La rete televisiva è quella più capillarmente diffusa, raggiunge praticamente tutte le case italiane. Il segnale, radio o TV, proveniente dagli studi viene trasportato, via cavo, ponti radio, satelliti, fino ai tralicci e ai trasmettitori che li irradiano. In ogni parte d’Italia si ricevono circa 20 programmi televisivi e mille programmi radiofonici grazie a un sistema di 4700 siti. 1800 sono di proprietà Rai, 800 Mediaset, il resto di privati. Mediaset ha già iniziato a cedere una parte dei suoi impianti. E così è nata la DMT, di recente approdata con successo in Borsa. Gli impianti fissi della Rai fanno capo formalmente a Raiway. La vendita di Raiway, bloccata dal Ministro Gasparri, è vantaggiosa sia per la Rai, per cui è un non performing asset, sia in generale, perché la Rai non consente di fatto ai suoi concorrenti l’accesso ai tralicci.
Dato che ne ho sentito parlare, è il caso di dire chiaramente che non esiste nessun interesse pubblico per immaginare una struttura unica, una sorta di ammasso dei tralicci, magari a controllo pubblico, a cui tutti dovrebbero apportare tutti i propri impianti. Non c’entra nulla neppure una eventuale razionalizzazione delle frequenze: perché proprietà dei tralicci e concessione delle frequenze sono due cose completamente distinte; e perché l’Italia è riuscita ad usare lo spettro assegnato alla Tv in modo estremamente efficiente, un modello studiato e imitato anche da altri Paesi. Un sistema di operatori di rete in concorrenza tra loro darebbe vita a un mercato degli accessi ai tralicci proprio nel momento in cui inizia lo sviluppo del digitale terrestre.
Non esiste nessuna sinergia né tecnica né economica tra reti telefoniche e reti televisive. Si parlò di sinergie, quando Giovanni Billia era direttore generale della Rai, per giustificare il progetto di vendere la rete di trasporto Rai alla Stet: sperava, divenendo custode dei tralicci nazionali, di allontanare da sé lo spettro della privatizzazione. Si scrive sinergia e si legge politica.
E già che parliamo di reti e di politica, di pubblico e di privato, sarà il caso di ricordare che nel nostro sistema telefonico tutto privato rimane ancora l’anomalia di Wind, controllata dal Tesoro, tramite Enel.

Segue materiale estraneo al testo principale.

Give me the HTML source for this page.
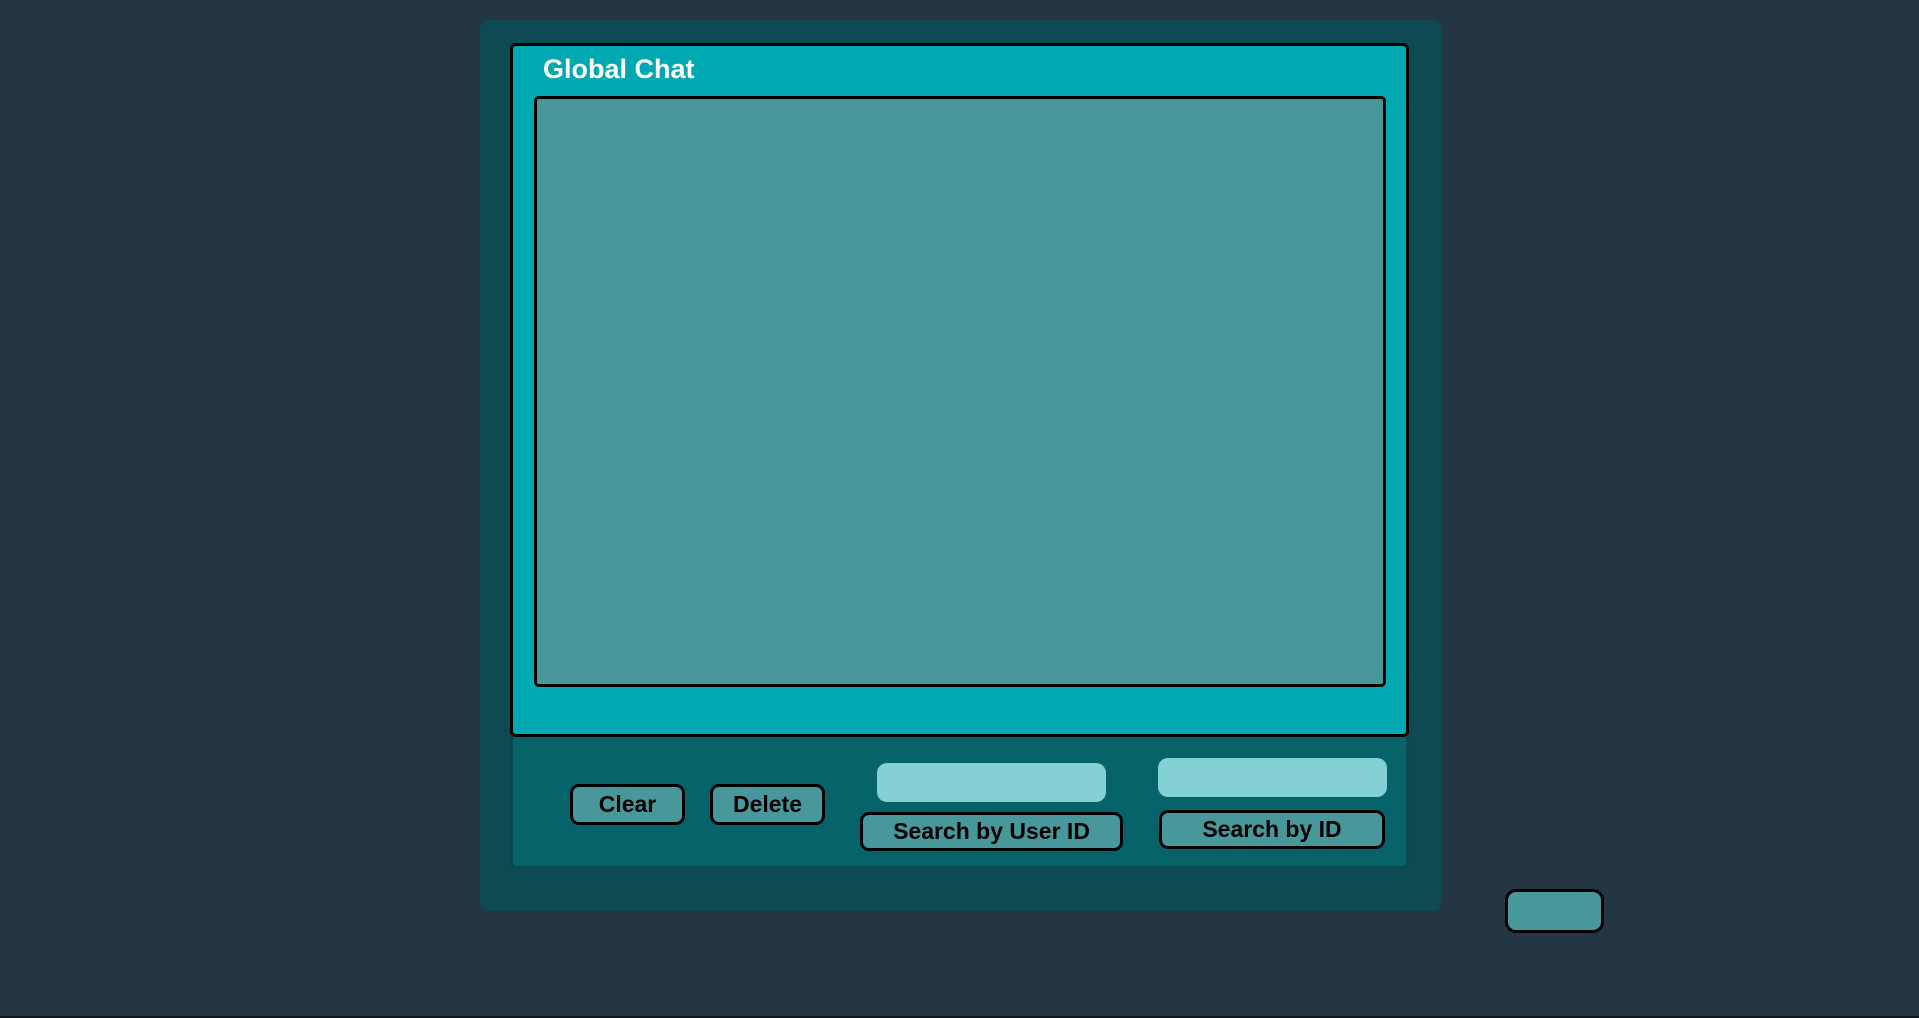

Un’avventura sballata, quella di Wind: frutto dell’ambizione di Franco Tatò, in contrasto con la politica di privatizzazioni portata avanti da Ciampi, diabolicamente proseguita con lo sconsiderato acquisto di Infostrada, ha richiesto all’Enel tra debiti e capitale 17 mld di euro. Oggi il valore stimato è nettamente inferiore: basta confrontare Wind con TIM che capitalizza 34 mld e che ha il 50% del mercato. Quando le differenze sono così macroscopiche non c’è da sperare di poterle colmare prendendo tempo, anzi c’è il rischio che aumentino in un mercato sempre più competitivo. L’Enel esca del tutto da Wind, lo faccia rapidamente, senza costruire papocchi per diluire l’impatto negativo sul suo bilancio. Da un’azienda pubblica si può pretendere che dia il buon esempio: anche quello ha un valore.